EXERCISE DESCRIPTION: Repeat every entry word for word, skipping the pictures.

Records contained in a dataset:
______
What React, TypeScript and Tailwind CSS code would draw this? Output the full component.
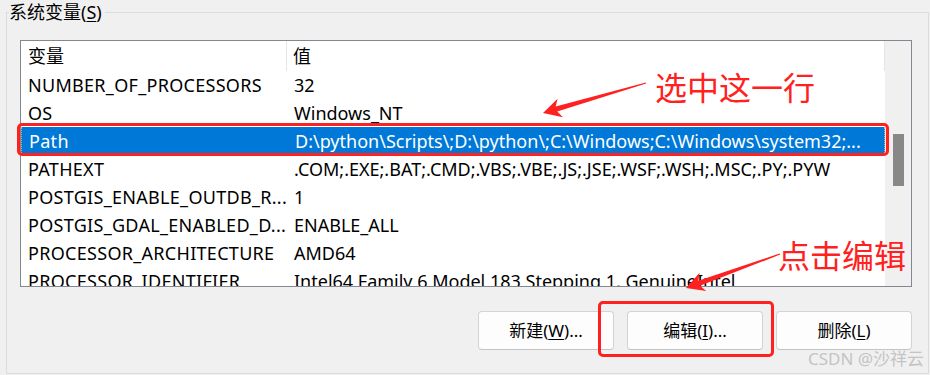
import React from "react";

// --- Dados da lista de variáveis do sistema ---
const rows: [string, string][] = [
  ["NUMBER_OF_PROCESSORS", "32"],
  ["OS", "Windows_NT"],
  ["Path", "D:\\python\\Scripts\\;D:\\python\\;C:\\Windows;C:\\Windows\\system32;..."],
  ["PATHEXT", ".COM;.EXE;.BAT;.CMD;.VBS;.VBE;.JS;.JSE;.WSF;.WSH;.MSC;.PY;.PYW"],
  ["POSTGIS_ENABLE_OUTDB_R...", "1"],
  ["POSTGIS_GDAL_ENABLED_D...", "ENABLE_ALL"],
  ["PROCESSOR_ARCHITECTURE", "AMD64"],
  ["PROCESSOR_IDENTIFIER", "Intel64 Family 6 Model 183 Stepping 1, GenuineIntel"],
];

const SELECTED = 2;

// seta afunilada (estilo captura de tela)
const arrowPoints = (tail: [number, number], tip: [number, number]) => {
  const dx = tip[0] - tail[0];
  const dy = tip[1] - tail[1];
  const len = Math.hypot(dx, dy);
  const ux = dx / len;
  const uy = dy / len;
  const nx = -uy;
  const ny = ux;
  const at = (back: number, side: number): string =>
    `${tip[0] - ux * back + nx * side},${tip[1] - uy * back + ny * side}`;
  return [
    at(len, 0.6),
    at(14, 2.6),
    at(18, 9.6),
    at(0, 0),
    at(18, -9.6),
    at(14, -2.6),
    at(len, -0.6),
  ].join(" ");
};

const Button: React.FC<{ label: string; mnemonic: string; suffix: string }> = ({ label, mnemonic, suffix }) => (
  <button
    type="button"
    className="w-[136px] h-[39px] rounded-[4px] border border-[#d3d3d3] border-b-[#c4c4c4] bg-[#fdfdfd] text-[17px] text-black flex items-center justify-center"
  >
    {label}(<u className="underline-offset-2">{mnemonic}</u>){suffix}
  </button>
);

export default function App() {
  return (
    <div className="relative w-[930px] h-[375px] overflow-hidden bg-[#f0f0f0] font-['Noto_Sans','Noto_Sans_CJK_SC',sans-serif] text-black">
      {/* Group box */}
      <div className="pt-[12px] pl-[6px] pr-[1px] pb-[1px] h-full">
        <div className="relative h-full border border-[#dcdcdc] pl-[13px] pr-[16px] pt-[27px]">
          <span className="absolute -top-[12px] left-[2px] bg-[#f0f0f0] pr-[3px] text-[18px] leading-[22px]">
            系统变量(<u className="underline-offset-2">S</u>)
          </span>

          {/* List view */}
          <div className="flex h-[247px] border border-[#828790] bg-white overflow-hidden">
            <div className="flex-1 flex flex-col text-[18px] leading-[26px]">
              <div className="flex h-[30px] shrink-0 items-center">
                <div className="w-[266px] h-full flex items-center pl-[7px] border-r border-[#e5e5e5]">变量</div>
                <div className="flex-1 h-full flex items-center pl-[6px] border-r border-[#e5e5e5]">值</div>
              </div>
              {rows.map(([name, value], i) => (
                <div
                  key={name}
                  className={
                    i === SELECTED
                      ? "flex h-[28px] shrink-0 items-center bg-[#0078d7] text-white border-x border-dotted border-[#e8b070]"
                      : "flex h-[28px] shrink-0 items-center"
                  }
                >
                  <div className="w-[266px] pl-[7px] whitespace-nowrap overflow-hidden tracking-[0.3px]">{name}</div>
                  <div className="flex-1 pl-[7px] whitespace-nowrap overflow-hidden">{value}</div>
                </div>
              ))}
            </div>
            {/* Scrollbar */}
            <div className="w-[26px] bg-[#f0f0f0] pt-[93px] flex justify-center">
              <div className="w-[11px] h-[52px] bg-[#888888]" />
            </div>
          </div>

          {/* Buttons */}
          <div className="flex justify-end gap-[13px] mt-[24px]">
            <Button label="新建" mnemonic="W" suffix="..." />
            <Button label="编辑" mnemonic="I" suffix="..." />
            <Button label="删除" mnemonic="L" suffix="" />
          </div>
        </div>
      </div>

      {/* Anotações */}
      <div className="absolute left-[17px] top-[123px] w-[872px] h-[33px] border-[3px] border-[#ff2020] rounded-[5px]" />
      <div className="absolute left-[598px] top-[301px] w-[176px] h-[56px] border-[3px] border-[#ff2020] rounded-[5px]" />

      <svg className="absolute inset-0 pointer-events-none" width="930" height="375">
        <polygon points={arrowPoints([646, 83], [543, 113])} fill="#ff2020" />
        <polygon points={arrowPoints([780, 254], [686, 288])} fill="#ff2020" />
      </svg>

      <span className="absolute left-[655px] top-[70px] text-[32px] leading-none text-[#ff2020] font-['Noto_Sans_CJK_SC',sans-serif]">
        选中这一行
      </span>
      <span className="absolute left-[778px] top-[238px] text-[32px] leading-none text-[#ff2020] font-['Noto_Sans_CJK_SC',sans-serif]">
        点击编辑
      </span>

      <span className="absolute left-[808px] top-[348px] text-[17px] leading-[22px] text-[#c4c4c4]">CSDN @沙祥云</span>
    </div>
  );
}
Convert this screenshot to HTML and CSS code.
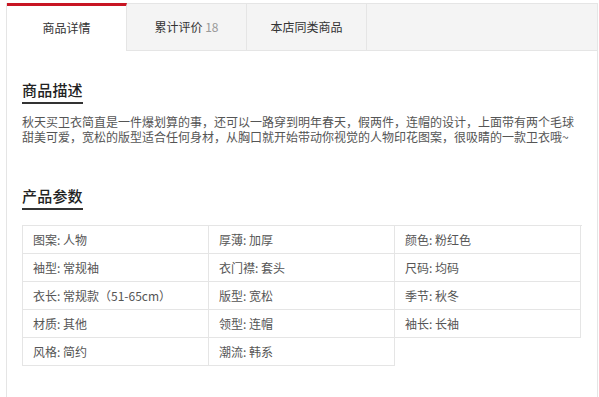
______
SOLUTION FOR THIS PROBLEM:
What React, TypeScript and Tailwind CSS code would draw this? Output the full component.
import React from "react";

// --- Dados da lista de variáveis do sistema ---
const rows: [string, string][] = [
  ["NUMBER_OF_PROCESSORS", "32"],
  ["OS", "Windows_NT"],
  ["Path", "D:\\python\\Scripts\\;D:\\python\\;C:\\Windows;C:\\Windows\\system32;..."],
  ["PATHEXT", ".COM;.EXE;.BAT;.CMD;.VBS;.VBE;.JS;.JSE;.WSF;.WSH;.MSC;.PY;.PYW"],
  ["POSTGIS_ENABLE_OUTDB_R...", "1"],
  ["POSTGIS_GDAL_ENABLED_D...", "ENABLE_ALL"],
  ["PROCESSOR_ARCHITECTURE", "AMD64"],
  ["PROCESSOR_IDENTIFIER", "Intel64 Family 6 Model 183 Stepping 1, GenuineIntel"],
];

const SELECTED = 2;

// seta afunilada (estilo captura de tela)
const arrowPoints = (tail: [number, number], tip: [number, number]) => {
  const dx = tip[0] - tail[0];
  const dy = tip[1] - tail[1];
  const len = Math.hypot(dx, dy);
  const ux = dx / len;
  const uy = dy / len;
  const nx = -uy;
  const ny = ux;
  const at = (back: number, side: number): string =>
    `${tip[0] - ux * back + nx * side},${tip[1] - uy * back + ny * side}`;
  return [
    at(len, 0.6),
    at(14, 2.6),
    at(18, 9.6),
    at(0, 0),
    at(18, -9.6),
    at(14, -2.6),
    at(len, -0.6),
  ].join(" ");
};

const Button: React.FC<{ label: string; mnemonic: string; suffix: string }> = ({ label, mnemonic, suffix }) => (
  <button
    type="button"
    className="w-[136px] h-[39px] rounded-[4px] border border-[#d3d3d3] border-b-[#c4c4c4] bg-[#fdfdfd] text-[17px] text-black flex items-center justify-center"
  >
    {label}(<u className="underline-offset-2">{mnemonic}</u>){suffix}
  </button>
);

export default function App() {
  return (
    <div className="relative w-[930px] h-[375px] overflow-hidden bg-[#f0f0f0] font-['Noto_Sans','Noto_Sans_CJK_SC',sans-serif] text-black">
      {/* Group box */}
      <div className="pt-[12px] pl-[6px] pr-[1px] pb-[1px] h-full">
        <div className="relative h-full border border-[#dcdcdc] pl-[13px] pr-[16px] pt-[27px]">
          <span className="absolute -top-[12px] left-[2px] bg-[#f0f0f0] pr-[3px] text-[18px] leading-[22px]">
            系统变量(<u className="underline-offset-2">S</u>)
          </span>

          {/* List view */}
          <div className="flex h-[247px] border border-[#828790] bg-white overflow-hidden">
            <div className="flex-1 flex flex-col text-[18px] leading-[26px]">
              <div className="flex h-[30px] shrink-0 items-center">
                <div className="w-[266px] h-full flex items-center pl-[7px] border-r border-[#e5e5e5]">变量</div>
                <div className="flex-1 h-full flex items-center pl-[6px] border-r border-[#e5e5e5]">值</div>
              </div>
              {rows.map(([name, value], i) => (
                <div
                  key={name}
                  className={
                    i === SELECTED
                      ? "flex h-[28px] shrink-0 items-center bg-[#0078d7] text-white border-x border-dotted border-[#e8b070]"
                      : "flex h-[28px] shrink-0 items-center"
                  }
                >
                  <div className="w-[266px] pl-[7px] whitespace-nowrap overflow-hidden tracking-[0.3px]">{name}</div>
                  <div className="flex-1 pl-[7px] whitespace-nowrap overflow-hidden">{value}</div>
                </div>
              ))}
            </div>
            {/* Scrollbar */}
            <div className="w-[26px] bg-[#f0f0f0] pt-[93px] flex justify-center">
              <div className="w-[11px] h-[52px] bg-[#888888]" />
            </div>
          </div>

          {/* Buttons */}
          <div className="flex justify-end gap-[13px] mt-[24px]">
            <Button label="新建" mnemonic="W" suffix="..." />
            <Button label="编辑" mnemonic="I" suffix="..." />
            <Button label="删除" mnemonic="L" suffix="" />
          </div>
        </div>
      </div>

      {/* Anotações */}
      <div className="absolute left-[17px] top-[123px] w-[872px] h-[33px] border-[3px] border-[#ff2020] rounded-[5px]" />
      <div className="absolute left-[598px] top-[301px] w-[176px] h-[56px] border-[3px] border-[#ff2020] rounded-[5px]" />

      <svg className="absolute inset-0 pointer-events-none" width="930" height="375">
        <polygon points={arrowPoints([646, 83], [543, 113])} fill="#ff2020" />
        <polygon points={arrowPoints([780, 254], [686, 288])} fill="#ff2020" />
      </svg>

      <span className="absolute left-[655px] top-[70px] text-[32px] leading-none text-[#ff2020] font-['Noto_Sans_CJK_SC',sans-serif]">
        选中这一行
      </span>
      <span className="absolute left-[778px] top-[238px] text-[32px] leading-none text-[#ff2020] font-['Noto_Sans_CJK_SC',sans-serif]">
        点击编辑
      </span>

      <span className="absolute left-[808px] top-[348px] text-[17px] leading-[22px] text-[#c4c4c4]">CSDN @沙祥云</span>
    </div>
  );
}
Convert this screenshot to HTML and CSS code.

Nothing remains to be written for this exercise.